* [Task directions]:
Return each line containing "that".

* [Provided data]:
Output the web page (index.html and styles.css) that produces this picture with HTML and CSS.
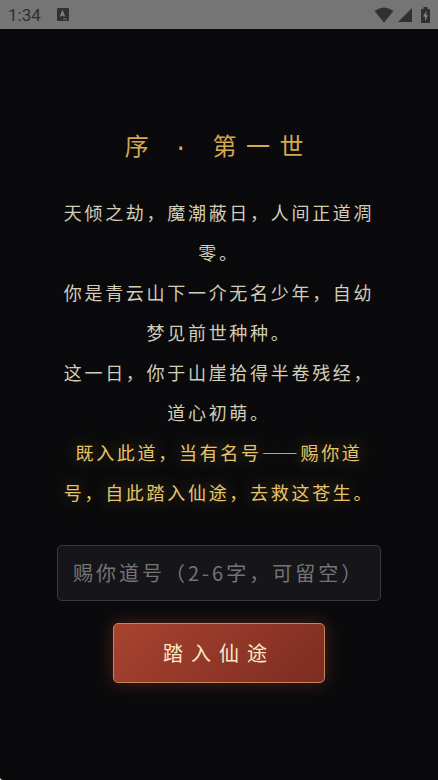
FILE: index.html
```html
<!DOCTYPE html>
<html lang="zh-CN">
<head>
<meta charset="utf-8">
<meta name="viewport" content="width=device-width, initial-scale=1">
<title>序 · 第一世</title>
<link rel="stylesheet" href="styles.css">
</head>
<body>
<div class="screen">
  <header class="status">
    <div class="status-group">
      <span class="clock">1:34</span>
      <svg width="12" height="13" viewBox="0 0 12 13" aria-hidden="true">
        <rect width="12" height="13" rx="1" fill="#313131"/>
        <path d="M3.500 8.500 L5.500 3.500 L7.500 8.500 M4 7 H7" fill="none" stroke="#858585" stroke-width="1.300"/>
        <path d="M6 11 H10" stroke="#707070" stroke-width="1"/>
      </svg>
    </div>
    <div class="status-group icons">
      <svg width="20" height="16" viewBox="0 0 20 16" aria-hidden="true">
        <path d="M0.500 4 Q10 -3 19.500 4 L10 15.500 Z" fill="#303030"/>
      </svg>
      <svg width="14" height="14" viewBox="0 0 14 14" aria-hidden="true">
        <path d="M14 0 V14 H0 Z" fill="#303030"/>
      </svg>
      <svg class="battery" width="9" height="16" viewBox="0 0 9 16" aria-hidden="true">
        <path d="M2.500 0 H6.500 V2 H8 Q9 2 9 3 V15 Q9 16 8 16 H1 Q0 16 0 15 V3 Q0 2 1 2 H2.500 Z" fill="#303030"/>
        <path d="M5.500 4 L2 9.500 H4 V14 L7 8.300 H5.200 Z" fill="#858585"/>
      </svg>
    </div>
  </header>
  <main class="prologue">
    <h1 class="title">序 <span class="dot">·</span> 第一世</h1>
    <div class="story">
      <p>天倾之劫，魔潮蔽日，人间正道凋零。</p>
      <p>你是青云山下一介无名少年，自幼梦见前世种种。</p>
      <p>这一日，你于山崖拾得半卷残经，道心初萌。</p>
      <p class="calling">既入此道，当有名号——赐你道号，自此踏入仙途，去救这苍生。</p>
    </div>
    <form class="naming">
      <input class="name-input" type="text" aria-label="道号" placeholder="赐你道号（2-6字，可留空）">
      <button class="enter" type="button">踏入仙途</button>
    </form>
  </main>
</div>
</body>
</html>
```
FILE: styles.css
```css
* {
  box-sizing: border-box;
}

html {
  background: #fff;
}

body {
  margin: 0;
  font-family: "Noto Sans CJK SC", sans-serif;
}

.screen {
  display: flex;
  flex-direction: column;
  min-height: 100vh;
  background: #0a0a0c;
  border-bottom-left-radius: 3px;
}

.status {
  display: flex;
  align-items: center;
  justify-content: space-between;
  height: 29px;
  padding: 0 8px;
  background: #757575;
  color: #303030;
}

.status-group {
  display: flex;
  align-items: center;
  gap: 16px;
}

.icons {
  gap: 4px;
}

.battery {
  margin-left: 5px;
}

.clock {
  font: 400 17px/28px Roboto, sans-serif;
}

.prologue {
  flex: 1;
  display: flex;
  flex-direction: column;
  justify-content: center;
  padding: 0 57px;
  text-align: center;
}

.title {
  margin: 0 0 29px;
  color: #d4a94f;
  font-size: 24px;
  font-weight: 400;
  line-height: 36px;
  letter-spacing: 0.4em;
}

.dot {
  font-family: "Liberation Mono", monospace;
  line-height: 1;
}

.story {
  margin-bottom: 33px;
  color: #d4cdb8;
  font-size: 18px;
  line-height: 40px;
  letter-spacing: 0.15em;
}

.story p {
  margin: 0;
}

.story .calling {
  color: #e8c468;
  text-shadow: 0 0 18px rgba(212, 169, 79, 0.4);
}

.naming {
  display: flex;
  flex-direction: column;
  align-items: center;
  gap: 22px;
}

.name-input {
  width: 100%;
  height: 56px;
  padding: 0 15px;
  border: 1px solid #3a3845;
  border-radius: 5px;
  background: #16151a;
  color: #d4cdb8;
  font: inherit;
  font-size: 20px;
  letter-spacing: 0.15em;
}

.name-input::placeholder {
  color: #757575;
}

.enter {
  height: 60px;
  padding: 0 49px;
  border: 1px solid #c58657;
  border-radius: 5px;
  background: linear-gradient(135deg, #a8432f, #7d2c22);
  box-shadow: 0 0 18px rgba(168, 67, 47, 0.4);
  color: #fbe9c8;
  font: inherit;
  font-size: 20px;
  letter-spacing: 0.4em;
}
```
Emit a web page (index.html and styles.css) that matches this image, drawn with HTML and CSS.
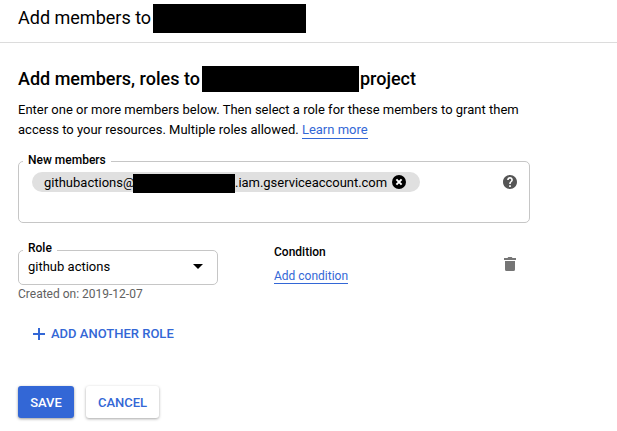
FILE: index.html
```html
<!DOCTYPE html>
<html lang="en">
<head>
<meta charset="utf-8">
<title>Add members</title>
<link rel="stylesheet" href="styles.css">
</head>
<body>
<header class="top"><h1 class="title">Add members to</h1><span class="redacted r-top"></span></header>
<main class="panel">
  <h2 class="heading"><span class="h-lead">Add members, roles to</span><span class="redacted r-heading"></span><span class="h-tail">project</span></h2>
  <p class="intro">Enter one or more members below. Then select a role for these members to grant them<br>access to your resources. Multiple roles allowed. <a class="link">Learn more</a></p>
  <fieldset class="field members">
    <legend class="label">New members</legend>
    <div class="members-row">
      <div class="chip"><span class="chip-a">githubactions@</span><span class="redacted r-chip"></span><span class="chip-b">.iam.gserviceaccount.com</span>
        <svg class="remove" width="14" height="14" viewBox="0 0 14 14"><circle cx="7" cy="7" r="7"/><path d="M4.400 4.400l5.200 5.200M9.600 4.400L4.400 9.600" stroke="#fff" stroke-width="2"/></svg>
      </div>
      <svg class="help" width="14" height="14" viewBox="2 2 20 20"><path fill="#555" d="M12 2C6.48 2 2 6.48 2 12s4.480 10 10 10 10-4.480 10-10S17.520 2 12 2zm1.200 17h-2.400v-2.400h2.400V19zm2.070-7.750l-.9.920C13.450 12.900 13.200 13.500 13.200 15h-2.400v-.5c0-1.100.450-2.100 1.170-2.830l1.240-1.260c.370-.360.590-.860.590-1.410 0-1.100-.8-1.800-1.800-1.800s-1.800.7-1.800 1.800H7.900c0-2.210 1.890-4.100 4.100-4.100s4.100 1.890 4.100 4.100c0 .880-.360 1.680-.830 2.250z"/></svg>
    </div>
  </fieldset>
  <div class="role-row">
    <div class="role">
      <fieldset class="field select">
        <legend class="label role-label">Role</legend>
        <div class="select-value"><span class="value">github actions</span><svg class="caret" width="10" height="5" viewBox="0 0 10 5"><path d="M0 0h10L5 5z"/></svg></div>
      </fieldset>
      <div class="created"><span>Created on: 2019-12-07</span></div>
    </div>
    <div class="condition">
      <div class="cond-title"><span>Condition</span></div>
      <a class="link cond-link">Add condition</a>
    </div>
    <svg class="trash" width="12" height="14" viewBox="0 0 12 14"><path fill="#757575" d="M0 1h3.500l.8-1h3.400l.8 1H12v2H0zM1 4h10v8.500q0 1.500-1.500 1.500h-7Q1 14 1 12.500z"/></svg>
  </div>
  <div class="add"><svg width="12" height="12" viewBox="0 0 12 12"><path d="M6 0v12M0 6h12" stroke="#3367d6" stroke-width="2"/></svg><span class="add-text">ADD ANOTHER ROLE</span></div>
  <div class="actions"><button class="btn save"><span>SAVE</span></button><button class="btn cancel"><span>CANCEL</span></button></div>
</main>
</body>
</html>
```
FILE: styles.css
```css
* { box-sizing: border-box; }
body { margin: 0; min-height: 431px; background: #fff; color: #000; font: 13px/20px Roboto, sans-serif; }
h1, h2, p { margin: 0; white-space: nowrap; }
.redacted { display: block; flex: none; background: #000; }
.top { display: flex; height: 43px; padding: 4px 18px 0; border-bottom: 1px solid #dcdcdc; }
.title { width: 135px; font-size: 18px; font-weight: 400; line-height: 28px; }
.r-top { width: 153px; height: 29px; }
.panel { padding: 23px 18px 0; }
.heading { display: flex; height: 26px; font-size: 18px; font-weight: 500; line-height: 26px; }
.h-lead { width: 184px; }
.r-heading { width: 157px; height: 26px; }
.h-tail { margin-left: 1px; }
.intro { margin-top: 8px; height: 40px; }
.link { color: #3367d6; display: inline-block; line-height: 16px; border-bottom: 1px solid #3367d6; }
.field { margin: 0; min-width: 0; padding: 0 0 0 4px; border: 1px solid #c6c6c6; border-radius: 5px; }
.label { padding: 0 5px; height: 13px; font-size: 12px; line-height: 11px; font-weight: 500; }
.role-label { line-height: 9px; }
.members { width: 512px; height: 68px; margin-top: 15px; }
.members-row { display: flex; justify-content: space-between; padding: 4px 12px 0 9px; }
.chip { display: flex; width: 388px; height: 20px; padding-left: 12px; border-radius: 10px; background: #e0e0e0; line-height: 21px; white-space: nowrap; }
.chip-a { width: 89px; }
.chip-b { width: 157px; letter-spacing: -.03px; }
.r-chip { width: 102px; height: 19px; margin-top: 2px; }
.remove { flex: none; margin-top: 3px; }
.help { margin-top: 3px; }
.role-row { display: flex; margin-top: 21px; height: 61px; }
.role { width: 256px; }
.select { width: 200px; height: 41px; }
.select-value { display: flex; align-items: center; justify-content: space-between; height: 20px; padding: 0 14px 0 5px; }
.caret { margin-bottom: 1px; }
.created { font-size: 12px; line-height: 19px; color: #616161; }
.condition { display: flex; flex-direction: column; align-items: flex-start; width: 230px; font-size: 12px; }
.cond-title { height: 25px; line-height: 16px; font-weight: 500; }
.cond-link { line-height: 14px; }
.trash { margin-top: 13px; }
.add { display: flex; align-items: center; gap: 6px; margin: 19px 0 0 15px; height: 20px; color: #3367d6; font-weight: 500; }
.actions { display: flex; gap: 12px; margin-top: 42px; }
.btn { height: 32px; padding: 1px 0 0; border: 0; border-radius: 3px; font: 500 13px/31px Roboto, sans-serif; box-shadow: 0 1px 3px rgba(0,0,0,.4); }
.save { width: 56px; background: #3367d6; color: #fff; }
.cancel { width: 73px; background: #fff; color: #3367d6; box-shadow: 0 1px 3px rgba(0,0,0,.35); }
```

* [Answer]:
Output the web page (index.html and styles.css) that produces this picture with HTML and CSS.
Emit a web page (index.html and styles.css) that matches this image, drawn with HTML and CSS.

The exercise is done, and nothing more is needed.